Ah, let us step into this crack here for a moment (it's roomy enough, once you're in it, and the time passed there doesn't count)and be informed about the Hemispheres. The two Hemispheres were very old and of disputed origin, and they were prized possessions of the college. In form, each was a perfect sphere, and yet they were called hemispheres: It was said they had originally existed in the same spherical space and that they had then been separated. They were of heavy glass, each at least a meter in diameter. One of them was crammed with creatures, rats, rat-faced people, proper people; but their faces were bigger than their bodies and the eyes were bigger than the faces. They seemed alive and avid to burst out. Most of the bodies and faces and eyes were cracked and shattered (you know that it was done by an eye-cracking sound), broken like glass and the pieces falling out of them. yet they seemed alive and flexible, not rigid. They didn't seem at all miniaturized, but there were hundreds of them in that hemisphere.
The other spherical hemisphere was all green meadows and game-parks and cities and oceans, unoccupied, but waiting for visitation.
Ah, out of the crack again. But be careful: Don't mention that stuff.
-R. A. Lafferty, 'The Man Who Walked Through Cracks' (1978)
9 comments:
Sounds like the result of the mortgage crisis here.
Hm, interesting, Kevin.
'Lawmakers, consumers, bankers, and businesspeople scurried to reduce the effects of the mortgage crisis. It set off a dramatic chain of events, and will continue to unfold for years to come. The public got to see "how the sausage is made" and was shocked to learn how leveraged the world is.'
(http://banking.about.com/od/mortgages/a/mortgagecrisis.htm)

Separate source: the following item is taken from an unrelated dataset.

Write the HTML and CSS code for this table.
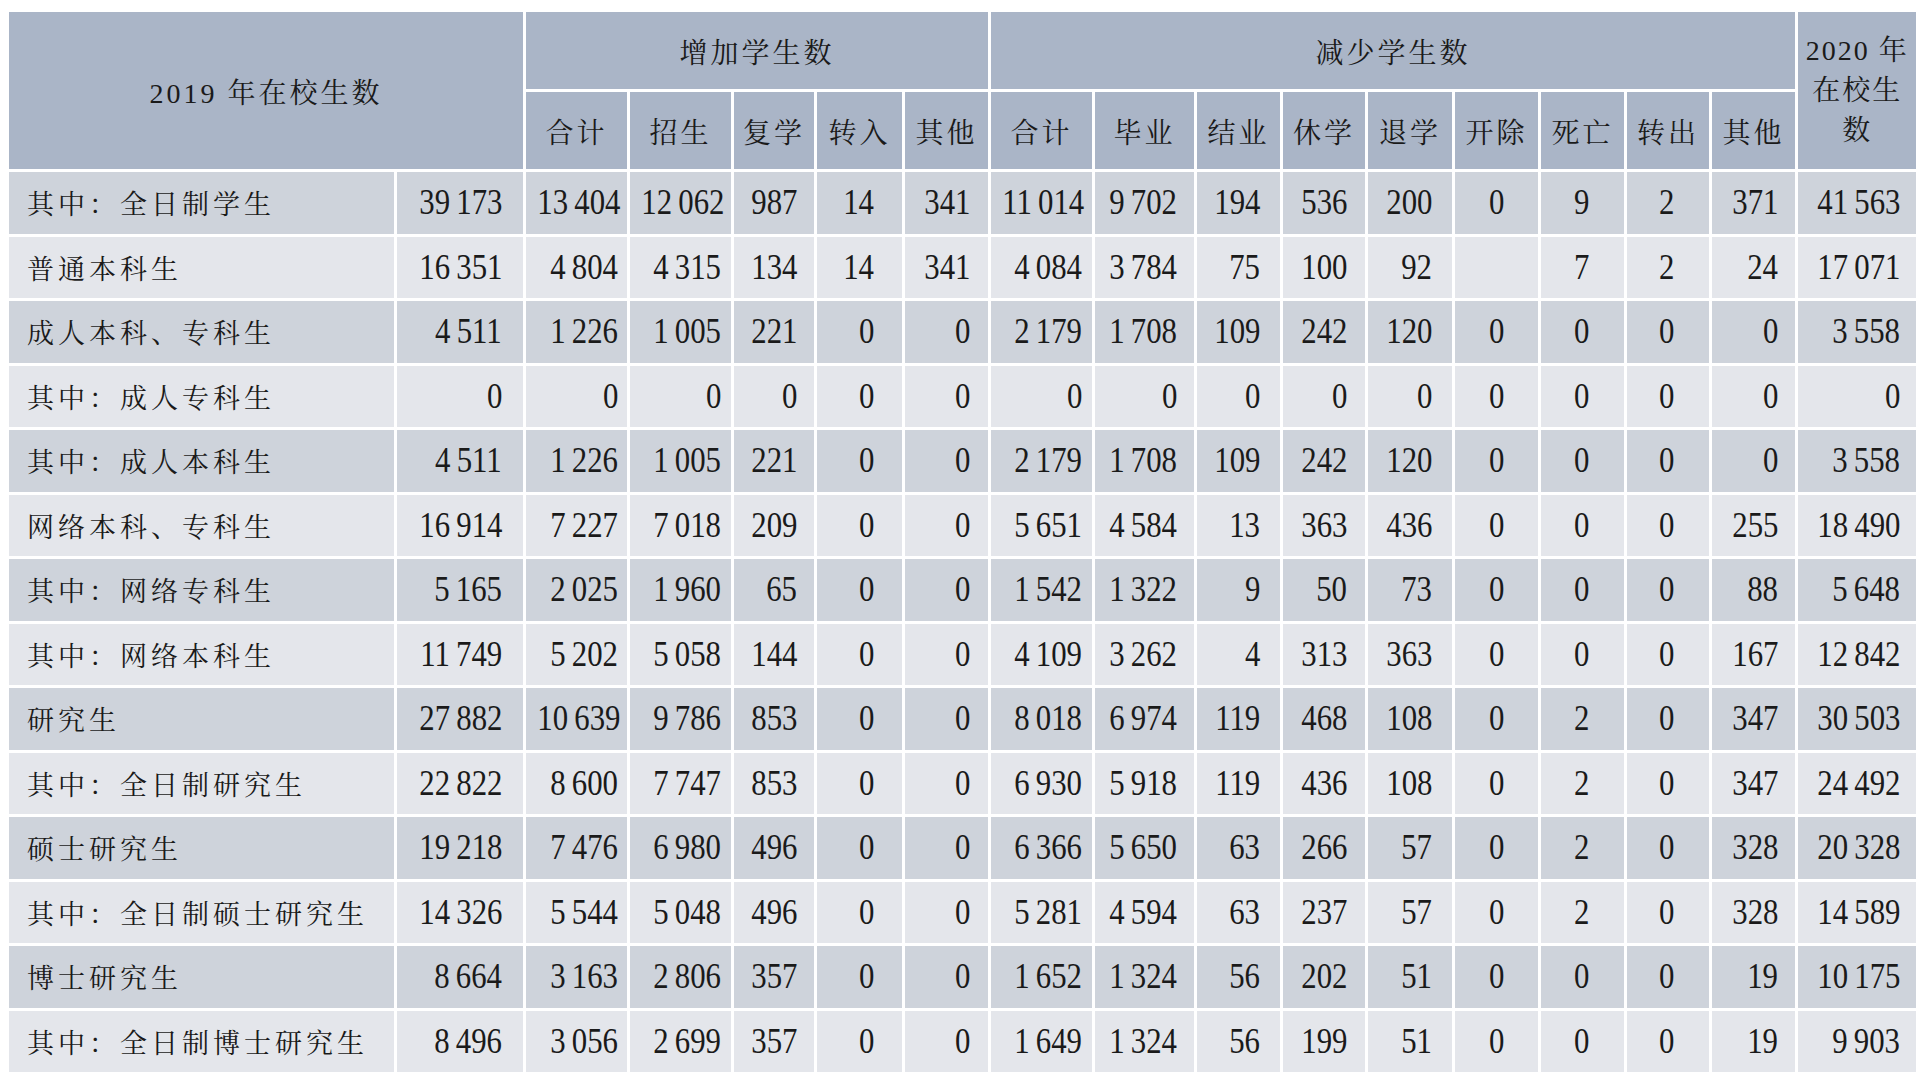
FILE: index.html
```html
<!DOCTYPE html>
<html lang="zh-CN">
<head>
<meta charset="utf-8">
<title>在校生数变动情况</title>
<link rel="stylesheet" href="styles.css">
</head>
<body>
<table class="stats">
  <colgroup>
    <col class="c-label"><col class="c-2019">
    <col class="c-w101"><col class="c-w101"><col class="c-w80"><col class="c-w85"><col class="c-w83">
    <col class="c-w101"><col class="c-w99"><col class="c-w83"><col class="c-w82"><col class="c-w84">
    <col class="c-w83"><col class="c-w83"><col class="c-w82"><col class="c-w83"><col class="c-2020">
  </colgroup>
  <thead>
    <tr class="h1">
      <th colspan="2" rowspan="2">2019 年在校生数</th>
      <th colspan="5">增加学生数</th>
      <th colspan="9">减少学生数</th>
      <th rowspan="2" class="h2020">2020 年<br>在校生<br>数</th>
    </tr>
    <tr class="h2">
      <th>合计</th><th>招生</th><th>复学</th><th>转入</th><th>其他</th>
      <th>合计</th><th>毕业</th><th>结业</th><th>休学</th><th>退学</th><th>开除</th><th>死亡</th><th>转出</th><th>其他</th>
    </tr>
  </thead>
  <tbody>
    <tr class="dark"><td>其中：全日制学生</td><td><span>39&#8201;173</span></td><td><span>13&#8201;404</span></td><td><span>12&#8201;062</span></td><td><span>987</span></td><td><span>14</span></td><td><span>341</span></td><td><span>11&#8201;014</span></td><td><span>9&#8201;702</span></td><td><span>194</span></td><td><span>536</span></td><td><span>200</span></td><td><span>0</span></td><td><span>9</span></td><td><span>2</span></td><td><span>371</span></td><td><span>41&#8201;563</span></td></tr>
    <tr class="light"><td>普通本科生</td><td><span>16&#8201;351</span></td><td><span>4&#8201;804</span></td><td><span>4&#8201;315</span></td><td><span>134</span></td><td><span>14</span></td><td><span>341</span></td><td><span>4&#8201;084</span></td><td><span>3&#8201;784</span></td><td><span>75</span></td><td><span>100</span></td><td><span>92</span></td><td></td><td><span>7</span></td><td><span>2</span></td><td><span>24</span></td><td><span>17&#8201;071</span></td></tr>
    <tr class="dark"><td>成人本科、专科生</td><td><span>4&#8201;511</span></td><td><span>1&#8201;226</span></td><td><span>1&#8201;005</span></td><td><span>221</span></td><td><span>0</span></td><td><span>0</span></td><td><span>2&#8201;179</span></td><td><span>1&#8201;708</span></td><td><span>109</span></td><td><span>242</span></td><td><span>120</span></td><td><span>0</span></td><td><span>0</span></td><td><span>0</span></td><td><span>0</span></td><td><span>3&#8201;558</span></td></tr>
    <tr class="light"><td>其中：成人专科生</td><td><span>0</span></td><td><span>0</span></td><td><span>0</span></td><td><span>0</span></td><td><span>0</span></td><td><span>0</span></td><td><span>0</span></td><td><span>0</span></td><td><span>0</span></td><td><span>0</span></td><td><span>0</span></td><td><span>0</span></td><td><span>0</span></td><td><span>0</span></td><td><span>0</span></td><td><span>0</span></td></tr>
    <tr class="dark"><td>其中：成人本科生</td><td><span>4&#8201;511</span></td><td><span>1&#8201;226</span></td><td><span>1&#8201;005</span></td><td><span>221</span></td><td><span>0</span></td><td><span>0</span></td><td><span>2&#8201;179</span></td><td><span>1&#8201;708</span></td><td><span>109</span></td><td><span>242</span></td><td><span>120</span></td><td><span>0</span></td><td><span>0</span></td><td><span>0</span></td><td><span>0</span></td><td><span>3&#8201;558</span></td></tr>
    <tr class="light"><td>网络本科、专科生</td><td><span>16&#8201;914</span></td><td><span>7&#8201;227</span></td><td><span>7&#8201;018</span></td><td><span>209</span></td><td><span>0</span></td><td><span>0</span></td><td><span>5&#8201;651</span></td><td><span>4&#8201;584</span></td><td><span>13</span></td><td><span>363</span></td><td><span>436</span></td><td><span>0</span></td><td><span>0</span></td><td><span>0</span></td><td><span>255</span></td><td><span>18&#8201;490</span></td></tr>
    <tr class="dark"><td>其中：网络专科生</td><td><span>5&#8201;165</span></td><td><span>2&#8201;025</span></td><td><span>1&#8201;960</span></td><td><span>65</span></td><td><span>0</span></td><td><span>0</span></td><td><span>1&#8201;542</span></td><td><span>1&#8201;322</span></td><td><span>9</span></td><td><span>50</span></td><td><span>73</span></td><td><span>0</span></td><td><span>0</span></td><td><span>0</span></td><td><span>88</span></td><td><span>5&#8201;648</span></td></tr>
    <tr class="light"><td>其中：网络本科生</td><td><span>11&#8201;749</span></td><td><span>5&#8201;202</span></td><td><span>5&#8201;058</span></td><td><span>144</span></td><td><span>0</span></td><td><span>0</span></td><td><span>4&#8201;109</span></td><td><span>3&#8201;262</span></td><td><span>4</span></td><td><span>313</span></td><td><span>363</span></td><td><span>0</span></td><td><span>0</span></td><td><span>0</span></td><td><span>167</span></td><td><span>12&#8201;842</span></td></tr>
    <tr class="dark"><td>研究生</td><td><span>27&#8201;882</span></td><td><span>10&#8201;639</span></td><td><span>9&#8201;786</span></td><td><span>853</span></td><td><span>0</span></td><td><span>0</span></td><td><span>8&#8201;018</span></td><td><span>6&#8201;974</span></td><td><span>119</span></td><td><span>468</span></td><td><span>108</span></td><td><span>0</span></td><td><span>2</span></td><td><span>0</span></td><td><span>347</span></td><td><span>30&#8201;503</span></td></tr>
    <tr class="light"><td>其中：全日制研究生</td><td><span>22&#8201;822</span></td><td><span>8&#8201;600</span></td><td><span>7&#8201;747</span></td><td><span>853</span></td><td><span>0</span></td><td><span>0</span></td><td><span>6&#8201;930</span></td><td><span>5&#8201;918</span></td><td><span>119</span></td><td><span>436</span></td><td><span>108</span></td><td><span>0</span></td><td><span>2</span></td><td><span>0</span></td><td><span>347</span></td><td><span>24&#8201;492</span></td></tr>
    <tr class="dark"><td>硕士研究生</td><td><span>19&#8201;218</span></td><td><span>7&#8201;476</span></td><td><span>6&#8201;980</span></td><td><span>496</span></td><td><span>0</span></td><td><span>0</span></td><td><span>6&#8201;366</span></td><td><span>5&#8201;650</span></td><td><span>63</span></td><td><span>266</span></td><td><span>57</span></td><td><span>0</span></td><td><span>2</span></td><td><span>0</span></td><td><span>328</span></td><td><span>20&#8201;328</span></td></tr>
    <tr class="light"><td>其中：全日制硕士研究生</td><td><span>14&#8201;326</span></td><td><span>5&#8201;544</span></td><td><span>5&#8201;048</span></td><td><span>496</span></td><td><span>0</span></td><td><span>0</span></td><td><span>5&#8201;281</span></td><td><span>4&#8201;594</span></td><td><span>63</span></td><td><span>237</span></td><td><span>57</span></td><td><span>0</span></td><td><span>2</span></td><td><span>0</span></td><td><span>328</span></td><td><span>14&#8201;589</span></td></tr>
    <tr class="dark"><td>博士研究生</td><td><span>8&#8201;664</span></td><td><span>3&#8201;163</span></td><td><span>2&#8201;806</span></td><td><span>357</span></td><td><span>0</span></td><td><span>0</span></td><td><span>1&#8201;652</span></td><td><span>1&#8201;324</span></td><td><span>56</span></td><td><span>202</span></td><td><span>51</span></td><td><span>0</span></td><td><span>0</span></td><td><span>0</span></td><td><span>19</span></td><td><span>10&#8201;175</span></td></tr>
    <tr class="light"><td>其中：全日制博士研究生</td><td><span>8&#8201;496</span></td><td><span>3&#8201;056</span></td><td><span>2&#8201;699</span></td><td><span>357</span></td><td><span>0</span></td><td><span>0</span></td><td><span>1&#8201;649</span></td><td><span>1&#8201;324</span></td><td><span>56</span></td><td><span>199</span></td><td><span>51</span></td><td><span>0</span></td><td><span>0</span></td><td><span>0</span></td><td><span>19</span></td><td><span>9&#8201;903</span></td></tr>
  </tbody>
</table>
</body>
</html>
```
FILE: styles.css
```css
html, body {
  margin: 0;
  padding: 0;
  background: #ffffff;
}

body {
  padding: 9px 0 0 6px;
  font-family: "Liberation Serif", "Noto Serif CJK SC", "Noto Sans CJK SC", serif;
  color: #1a1a1a;
}

.stats {
  border-collapse: separate;
  border-spacing: 3px;
  table-layout: fixed;
  width: 1913px;
}

.c-label { width: 385px; }
.c-2019 { width: 126px; }
.c-w101 { width: 101px; }
.c-w80 { width: 80px; }
.c-w85 { width: 85px; }
.c-w83 { width: 83px; }
.c-w99 { width: 99px; }
.c-w82 { width: 82px; }
.c-w84 { width: 84px; }
.c-2020 { width: 118px; }

.stats th {
  background: #aab5c7;
  font-weight: normal;
  font-size: 28px;
  letter-spacing: 3px;
  text-align: center;
  vertical-align: middle;
  padding: 0;
  white-space: nowrap;
}

.stats tr.h1 th,
.stats tr.h2 th {
  height: 77px;
}

.stats th.h2020 {
  line-height: 40px;
  letter-spacing: 2px;
}

.stats td {
  height: 61.5px;
  padding: 0;
  vertical-align: middle;
  text-align: right;
  white-space: nowrap;
}

.stats tr.dark td { background: #ced3db; }
.stats tr.light td { background: #e4e6eb; }

.stats td:first-child {
  text-align: left;
  padding-left: 18px;
  font-size: 27px;
  letter-spacing: 4px;
}

.stats td span {
  display: inline-block;
  font-size: 35px;
  transform: scaleX(0.88);
  transform-origin: right center;
  line-height: 1;
}

.stats td:nth-child(2) { padding-right: 21px; }
.stats td:nth-child(3) { padding-right: 9px; }
.stats td:nth-child(4) { padding-right: 10px; }
.stats td:nth-child(5) { padding-right: 17px; }
.stats td:nth-child(6) { padding-right: 28px; }
.stats td:nth-child(7) { padding-right: 18px; }
.stats td:nth-child(8) { padding-right: 10px; }
.stats td:nth-child(9) { padding-right: 17px; }
.stats td:nth-child(10) { padding-right: 20px; }
.stats td:nth-child(11) { padding-right: 18px; }
.stats td:nth-child(12) { padding-right: 20px; }
.stats td:nth-child(13) { padding-right: 34px; }
.stats td:nth-child(14) { padding-right: 35px; }
.stats td:nth-child(15) { padding-right: 35px; }
.stats td:nth-child(16) { padding-right: 17px; }
.stats td:nth-child(17) { padding-right: 16px; }
```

I was thinking of the city of Tracy, California where I lived from '89 to '05. When the mortgage bubble started to bust, people started losing their homes. Developers were building bigger and posher subdivisions all around the town based on speculation that prices would continue to rise, and customers would be abundant. These developers then chose either to abandon the projects incomplete or mothball them, leaving hundreds of beautiful new homes around the edges of the city sealed up and unoccupied while people were moving into smaller and smaller apartments, moving in with relatives, or moving into rented mobile homes (where the landlords wouldn't perform a credit check).
Almost exactly what Lafferty was describing, really.
Wow. That is a remarkable visual similarity to this passage.
Oh, and the very last line of this story?
'They do not have happy home lives.'
Now it's just uncanny.
Appropos of nothing in this thread: Try this: Read "Ginny Wrapped in the Sun," then read Bradbury's "Zero Hour," then if you can get ahold of it, read Sturgeon's "Tandy's Story," and then re-read "Ginny Wrapped in the Sun." The Bradbury and Sturgeon stories deal with alien invasion via young children, while Lafferty is talking about evolution (or the reversal of a contingent evolution). However, beyond that, the portrayal of children as the vehicles for these changes is similar, and the element of enthusiastic, hyperactive, super-cute menace is there in all three.
Sounds like a delightful experiment. I shall try it if I can get hold of the Sturgeon story.
A Very Merry Christmas to all! May you and yours have the all the joy this holiday promises!
Thanks, Kevin! Wishing Christmas joy to you and everyone else too. (I'll try to post a new Laff quote today as a Christmas gift to readers!)